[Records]
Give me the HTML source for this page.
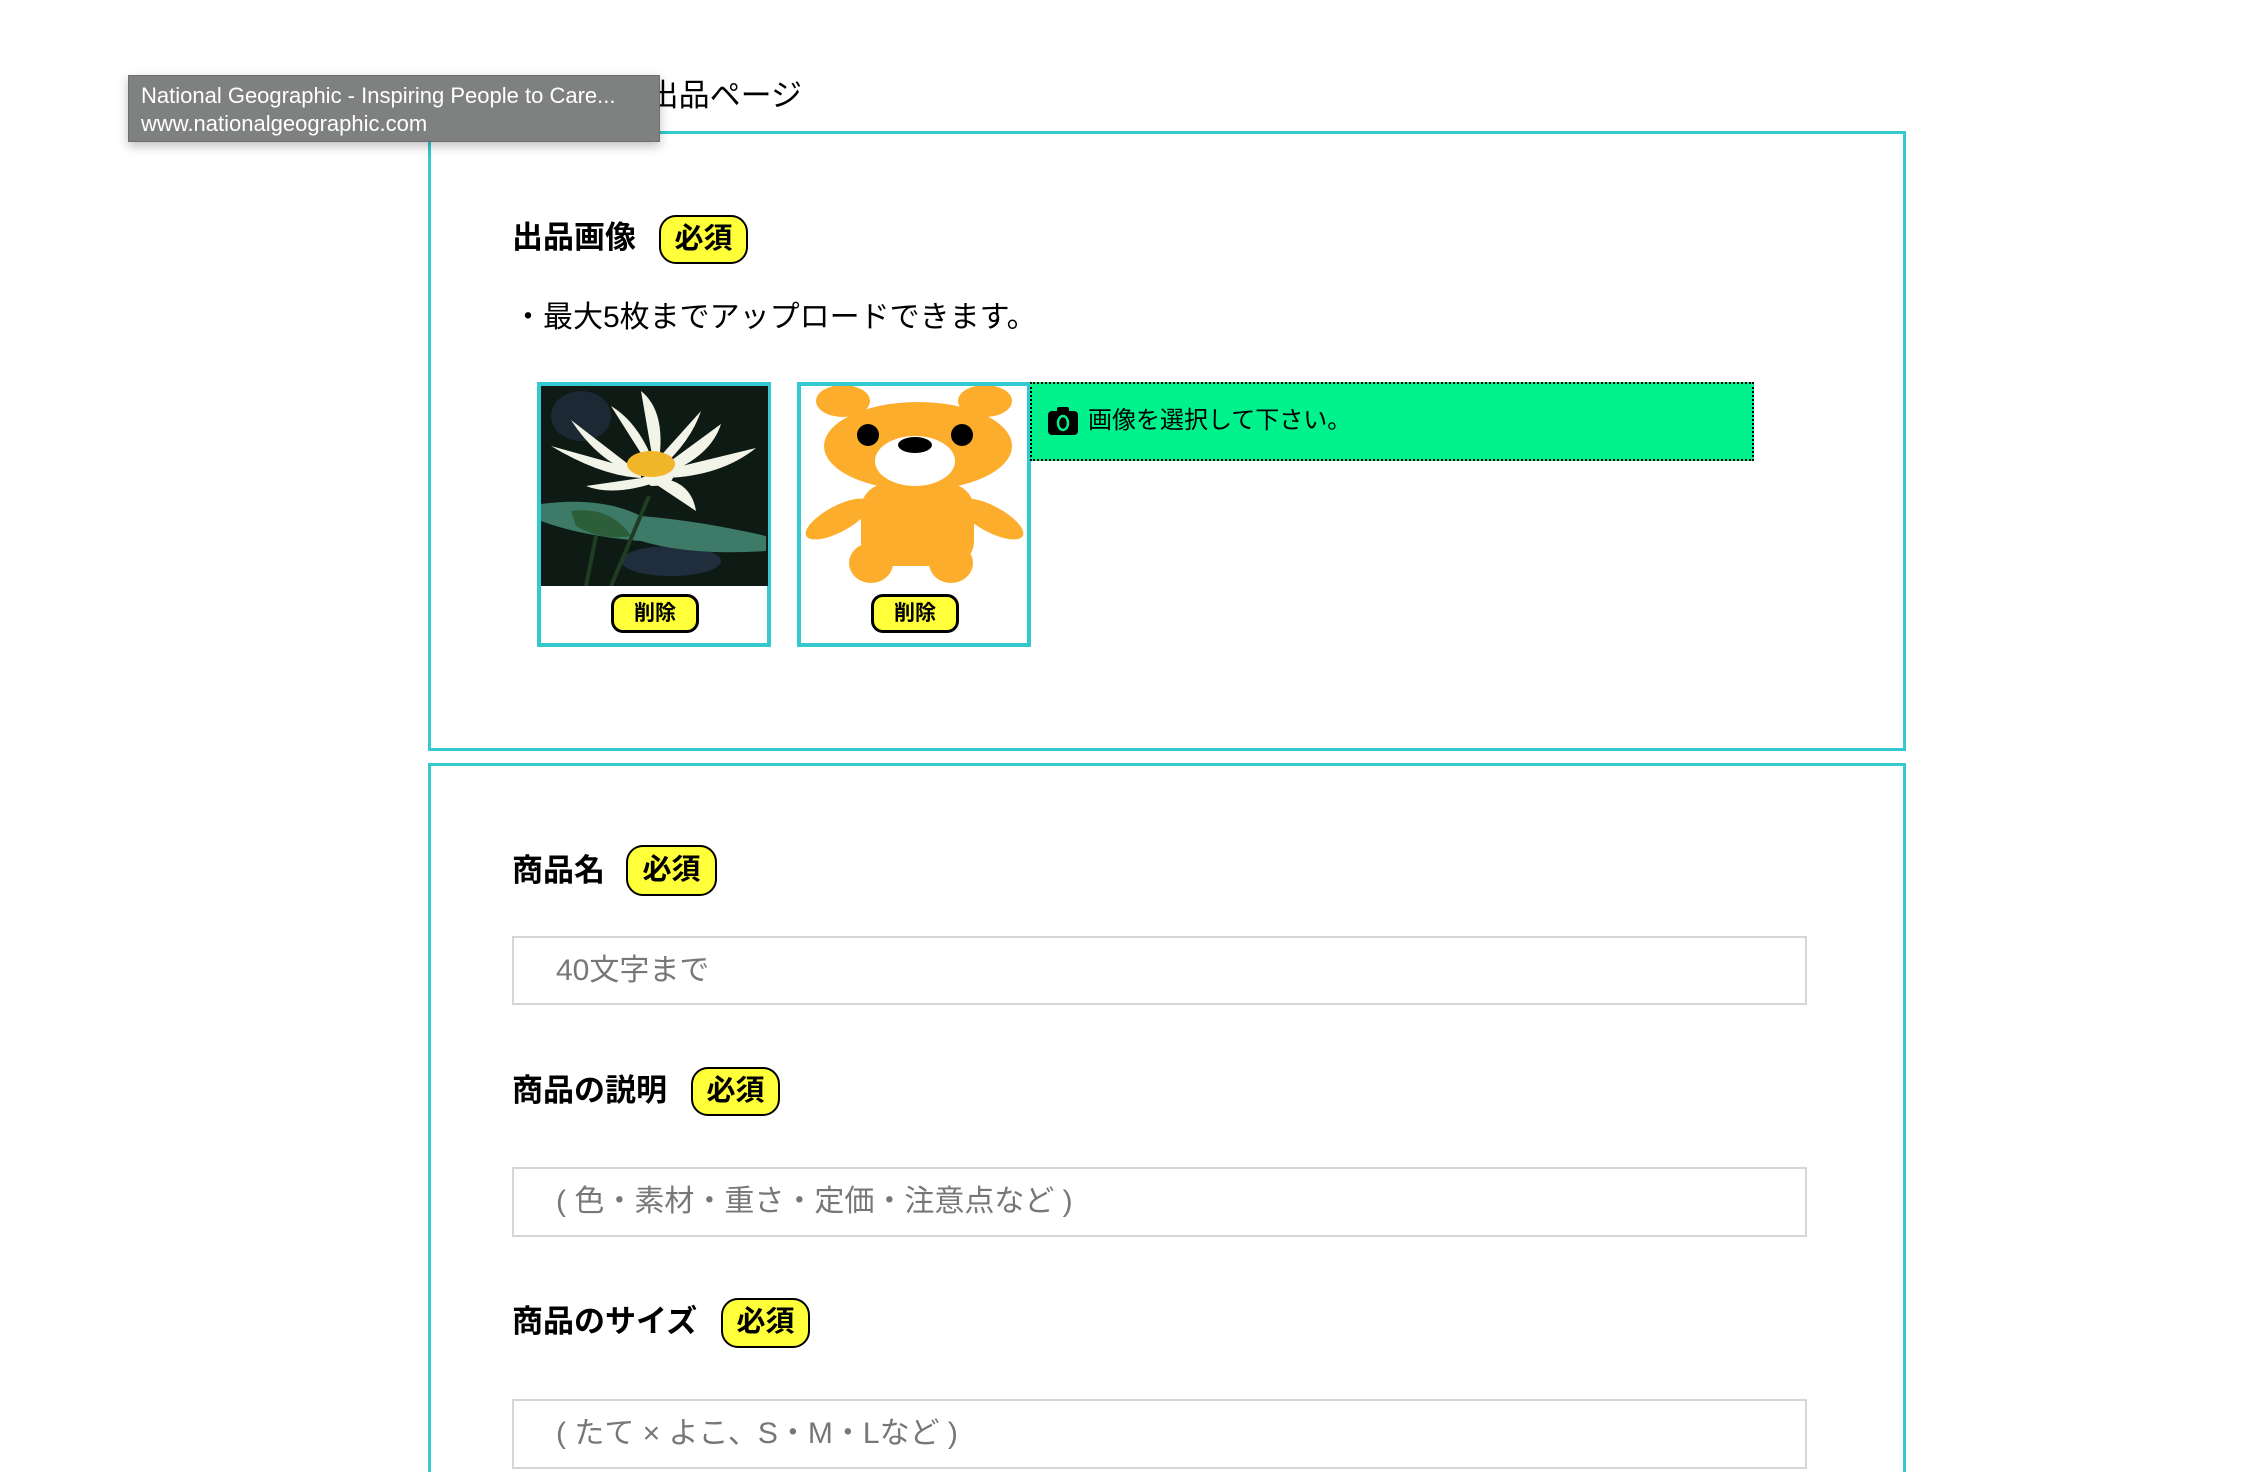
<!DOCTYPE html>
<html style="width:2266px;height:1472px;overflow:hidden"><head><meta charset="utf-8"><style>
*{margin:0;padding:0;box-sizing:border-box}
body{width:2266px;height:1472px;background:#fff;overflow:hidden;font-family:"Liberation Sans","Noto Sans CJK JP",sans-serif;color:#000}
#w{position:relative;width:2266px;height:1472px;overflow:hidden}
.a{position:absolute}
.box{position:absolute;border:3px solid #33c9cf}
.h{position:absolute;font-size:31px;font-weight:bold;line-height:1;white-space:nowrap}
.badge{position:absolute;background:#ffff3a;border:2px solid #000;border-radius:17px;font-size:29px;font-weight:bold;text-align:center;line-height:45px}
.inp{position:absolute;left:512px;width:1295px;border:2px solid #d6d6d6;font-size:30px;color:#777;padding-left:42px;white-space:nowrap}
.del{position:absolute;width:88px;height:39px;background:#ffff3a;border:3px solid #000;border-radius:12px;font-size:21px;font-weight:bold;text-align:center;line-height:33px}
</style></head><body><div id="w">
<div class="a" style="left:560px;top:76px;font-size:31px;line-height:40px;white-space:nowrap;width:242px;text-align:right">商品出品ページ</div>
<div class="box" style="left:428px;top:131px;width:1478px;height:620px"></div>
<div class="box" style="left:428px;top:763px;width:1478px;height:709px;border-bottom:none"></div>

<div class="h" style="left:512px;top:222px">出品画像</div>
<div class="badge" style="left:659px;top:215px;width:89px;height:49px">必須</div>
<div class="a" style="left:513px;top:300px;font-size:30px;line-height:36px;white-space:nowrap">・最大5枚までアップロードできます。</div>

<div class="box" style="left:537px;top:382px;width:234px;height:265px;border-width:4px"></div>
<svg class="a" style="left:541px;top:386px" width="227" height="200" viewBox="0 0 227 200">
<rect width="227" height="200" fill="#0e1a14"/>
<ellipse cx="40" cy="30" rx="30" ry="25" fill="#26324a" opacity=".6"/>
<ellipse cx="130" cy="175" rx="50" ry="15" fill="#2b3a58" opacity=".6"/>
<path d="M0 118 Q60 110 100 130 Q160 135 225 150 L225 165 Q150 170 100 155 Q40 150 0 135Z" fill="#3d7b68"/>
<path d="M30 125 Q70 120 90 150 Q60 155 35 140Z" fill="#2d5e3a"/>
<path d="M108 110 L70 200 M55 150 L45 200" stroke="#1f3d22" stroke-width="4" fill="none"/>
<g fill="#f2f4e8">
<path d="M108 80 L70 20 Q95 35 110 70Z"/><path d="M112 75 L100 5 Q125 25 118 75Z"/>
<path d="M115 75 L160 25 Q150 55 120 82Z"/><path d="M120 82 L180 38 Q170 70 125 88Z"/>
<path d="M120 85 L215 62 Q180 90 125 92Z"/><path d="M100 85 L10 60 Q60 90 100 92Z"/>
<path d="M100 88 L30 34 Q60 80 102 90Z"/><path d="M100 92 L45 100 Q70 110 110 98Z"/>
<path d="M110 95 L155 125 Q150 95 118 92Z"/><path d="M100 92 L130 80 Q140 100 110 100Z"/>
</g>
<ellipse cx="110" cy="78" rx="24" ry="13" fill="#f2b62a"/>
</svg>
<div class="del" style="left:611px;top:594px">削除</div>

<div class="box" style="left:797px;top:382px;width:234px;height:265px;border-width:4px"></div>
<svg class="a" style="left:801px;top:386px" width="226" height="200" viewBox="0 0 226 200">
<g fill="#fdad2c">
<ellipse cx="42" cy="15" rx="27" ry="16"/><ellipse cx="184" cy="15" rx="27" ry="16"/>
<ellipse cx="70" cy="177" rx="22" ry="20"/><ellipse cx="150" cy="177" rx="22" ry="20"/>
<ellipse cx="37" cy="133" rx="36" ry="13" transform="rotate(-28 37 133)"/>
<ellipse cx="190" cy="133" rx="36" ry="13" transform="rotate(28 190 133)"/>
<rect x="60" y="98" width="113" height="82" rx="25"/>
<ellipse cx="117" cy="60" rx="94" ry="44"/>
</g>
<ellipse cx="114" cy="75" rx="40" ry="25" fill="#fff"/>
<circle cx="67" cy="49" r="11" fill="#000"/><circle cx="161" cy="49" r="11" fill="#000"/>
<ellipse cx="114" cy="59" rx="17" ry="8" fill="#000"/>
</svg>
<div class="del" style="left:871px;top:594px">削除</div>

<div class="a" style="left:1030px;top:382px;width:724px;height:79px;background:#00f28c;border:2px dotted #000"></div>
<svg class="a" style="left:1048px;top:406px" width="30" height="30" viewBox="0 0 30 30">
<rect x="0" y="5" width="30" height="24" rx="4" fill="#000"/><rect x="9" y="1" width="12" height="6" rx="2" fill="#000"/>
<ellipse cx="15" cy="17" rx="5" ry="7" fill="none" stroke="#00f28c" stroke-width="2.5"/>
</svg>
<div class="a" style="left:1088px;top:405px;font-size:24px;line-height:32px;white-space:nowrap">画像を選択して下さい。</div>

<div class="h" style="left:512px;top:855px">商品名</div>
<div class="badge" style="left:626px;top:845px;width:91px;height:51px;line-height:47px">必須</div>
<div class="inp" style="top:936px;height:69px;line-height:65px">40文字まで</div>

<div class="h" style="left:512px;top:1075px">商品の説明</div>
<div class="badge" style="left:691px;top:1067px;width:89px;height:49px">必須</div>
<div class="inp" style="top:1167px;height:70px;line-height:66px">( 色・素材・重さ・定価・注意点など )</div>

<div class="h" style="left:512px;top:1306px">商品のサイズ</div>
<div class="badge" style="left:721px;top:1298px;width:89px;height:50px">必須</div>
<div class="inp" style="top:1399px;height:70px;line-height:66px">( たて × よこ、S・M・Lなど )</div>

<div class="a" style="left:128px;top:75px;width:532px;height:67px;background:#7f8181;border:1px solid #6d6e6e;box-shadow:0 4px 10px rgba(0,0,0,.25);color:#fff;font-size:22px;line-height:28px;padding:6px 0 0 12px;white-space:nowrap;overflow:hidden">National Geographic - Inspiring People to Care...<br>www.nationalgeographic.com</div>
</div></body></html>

...

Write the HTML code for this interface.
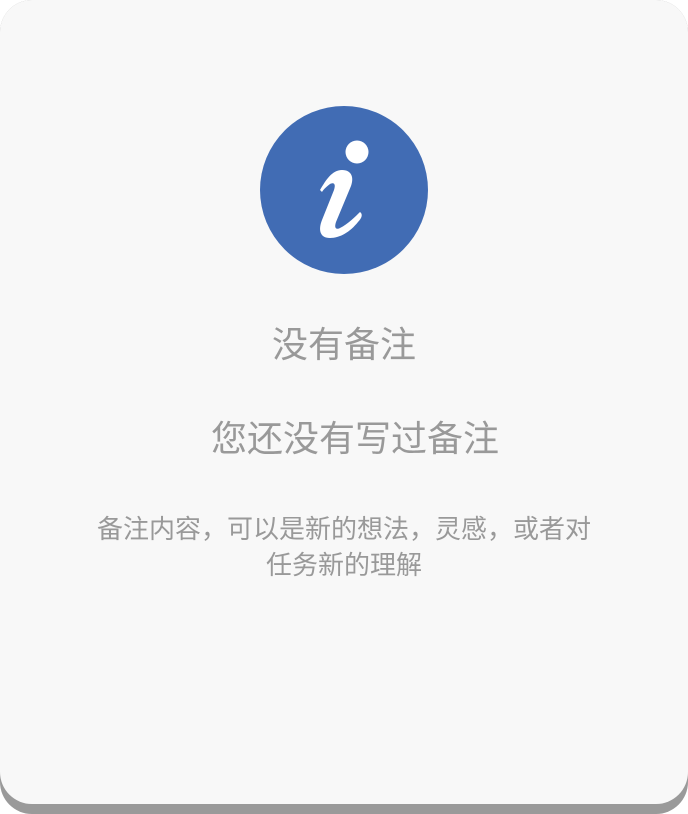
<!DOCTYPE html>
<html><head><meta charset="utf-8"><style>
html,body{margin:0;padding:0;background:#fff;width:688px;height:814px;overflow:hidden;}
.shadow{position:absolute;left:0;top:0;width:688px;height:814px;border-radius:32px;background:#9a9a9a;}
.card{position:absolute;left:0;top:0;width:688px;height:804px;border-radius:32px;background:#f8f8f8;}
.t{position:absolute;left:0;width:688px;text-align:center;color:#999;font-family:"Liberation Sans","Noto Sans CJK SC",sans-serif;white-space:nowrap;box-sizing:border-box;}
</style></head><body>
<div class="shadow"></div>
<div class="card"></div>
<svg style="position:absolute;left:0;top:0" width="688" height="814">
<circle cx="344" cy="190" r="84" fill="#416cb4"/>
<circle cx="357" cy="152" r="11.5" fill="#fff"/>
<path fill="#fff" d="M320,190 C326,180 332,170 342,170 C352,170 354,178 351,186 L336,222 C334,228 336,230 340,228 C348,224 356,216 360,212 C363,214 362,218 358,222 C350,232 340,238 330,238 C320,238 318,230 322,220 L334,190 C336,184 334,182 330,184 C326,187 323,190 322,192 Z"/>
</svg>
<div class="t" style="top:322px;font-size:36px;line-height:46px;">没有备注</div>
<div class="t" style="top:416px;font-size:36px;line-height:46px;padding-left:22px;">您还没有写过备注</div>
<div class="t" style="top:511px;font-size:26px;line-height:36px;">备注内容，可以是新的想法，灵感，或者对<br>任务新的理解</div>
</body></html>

--

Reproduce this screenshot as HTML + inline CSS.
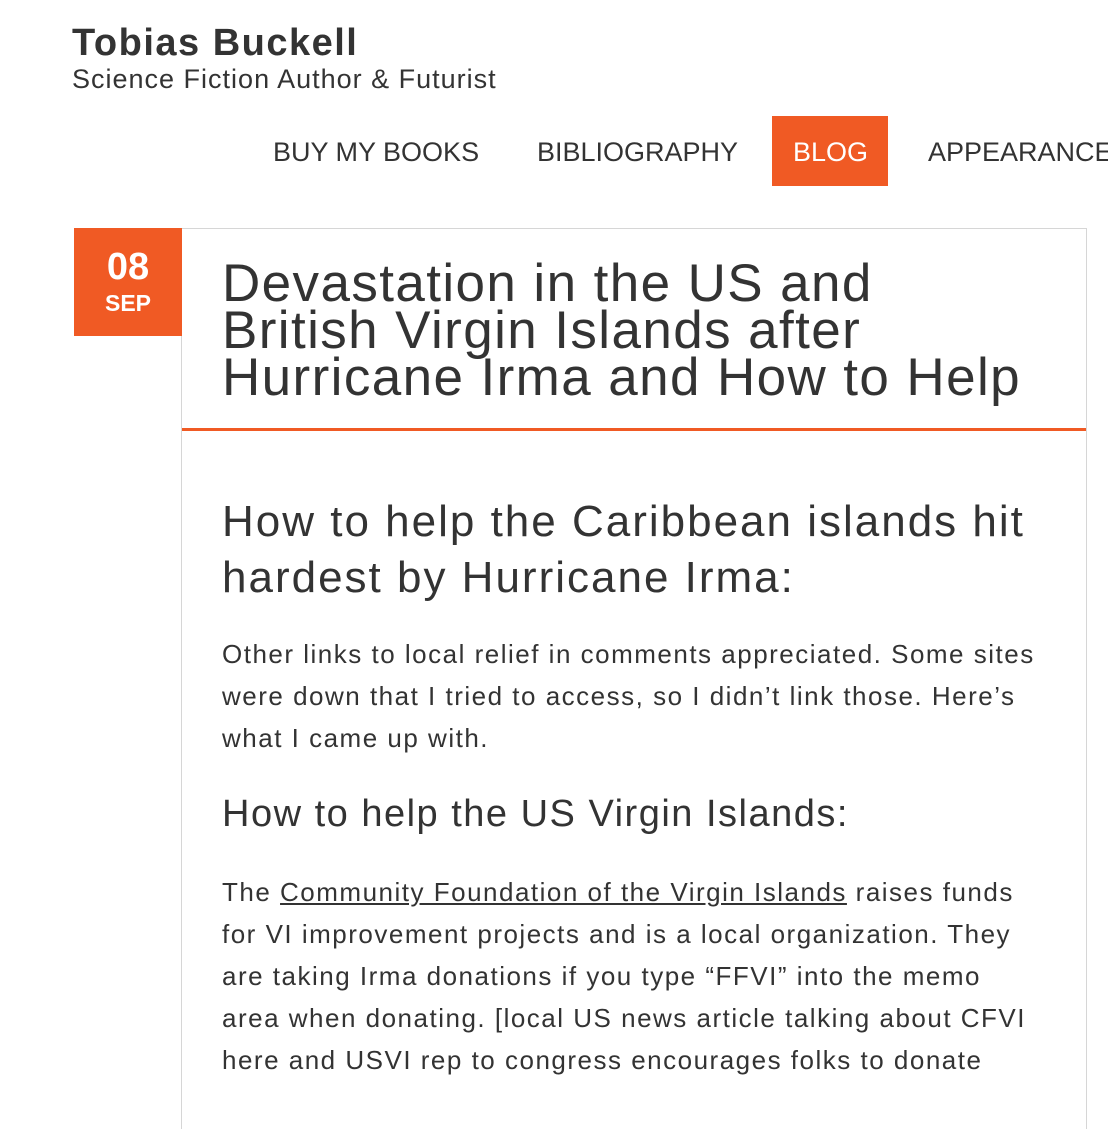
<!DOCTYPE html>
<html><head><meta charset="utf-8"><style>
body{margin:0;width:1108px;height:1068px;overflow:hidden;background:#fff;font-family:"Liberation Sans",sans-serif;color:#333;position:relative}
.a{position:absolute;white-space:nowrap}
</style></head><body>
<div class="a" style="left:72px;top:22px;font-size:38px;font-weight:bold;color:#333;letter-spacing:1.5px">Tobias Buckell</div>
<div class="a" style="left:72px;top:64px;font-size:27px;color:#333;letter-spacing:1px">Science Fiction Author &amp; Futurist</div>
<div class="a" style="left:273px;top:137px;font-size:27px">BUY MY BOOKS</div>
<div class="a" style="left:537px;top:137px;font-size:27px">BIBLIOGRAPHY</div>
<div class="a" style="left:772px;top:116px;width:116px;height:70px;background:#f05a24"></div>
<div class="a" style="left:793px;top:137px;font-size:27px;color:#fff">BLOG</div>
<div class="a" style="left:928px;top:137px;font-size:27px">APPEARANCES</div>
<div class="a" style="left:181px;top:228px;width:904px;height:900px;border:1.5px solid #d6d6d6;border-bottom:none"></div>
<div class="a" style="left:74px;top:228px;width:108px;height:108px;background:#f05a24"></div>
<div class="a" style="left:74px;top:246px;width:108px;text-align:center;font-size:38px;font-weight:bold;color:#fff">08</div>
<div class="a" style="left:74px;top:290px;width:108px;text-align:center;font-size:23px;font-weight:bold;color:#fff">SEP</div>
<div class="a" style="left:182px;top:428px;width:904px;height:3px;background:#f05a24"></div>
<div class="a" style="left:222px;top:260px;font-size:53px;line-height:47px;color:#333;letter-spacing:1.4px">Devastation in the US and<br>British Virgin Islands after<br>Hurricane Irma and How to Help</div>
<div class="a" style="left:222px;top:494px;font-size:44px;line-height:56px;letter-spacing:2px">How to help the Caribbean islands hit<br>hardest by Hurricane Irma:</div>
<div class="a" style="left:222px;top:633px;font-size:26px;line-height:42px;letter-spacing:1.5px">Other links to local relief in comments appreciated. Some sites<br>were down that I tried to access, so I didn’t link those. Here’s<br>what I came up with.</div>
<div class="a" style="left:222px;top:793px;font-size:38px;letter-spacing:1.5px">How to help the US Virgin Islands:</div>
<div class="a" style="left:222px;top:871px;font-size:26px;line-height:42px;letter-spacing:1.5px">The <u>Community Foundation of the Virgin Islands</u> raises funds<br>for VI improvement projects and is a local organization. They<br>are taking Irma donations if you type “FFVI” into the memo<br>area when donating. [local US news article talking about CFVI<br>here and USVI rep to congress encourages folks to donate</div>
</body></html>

EXERCISE TASK: Copy each line of the data above that holds "this".

RESPONSE:
Give me the HTML source for this page.
Write the HTML code for this interface.
Reproduce this screenshot as HTML + inline CSS.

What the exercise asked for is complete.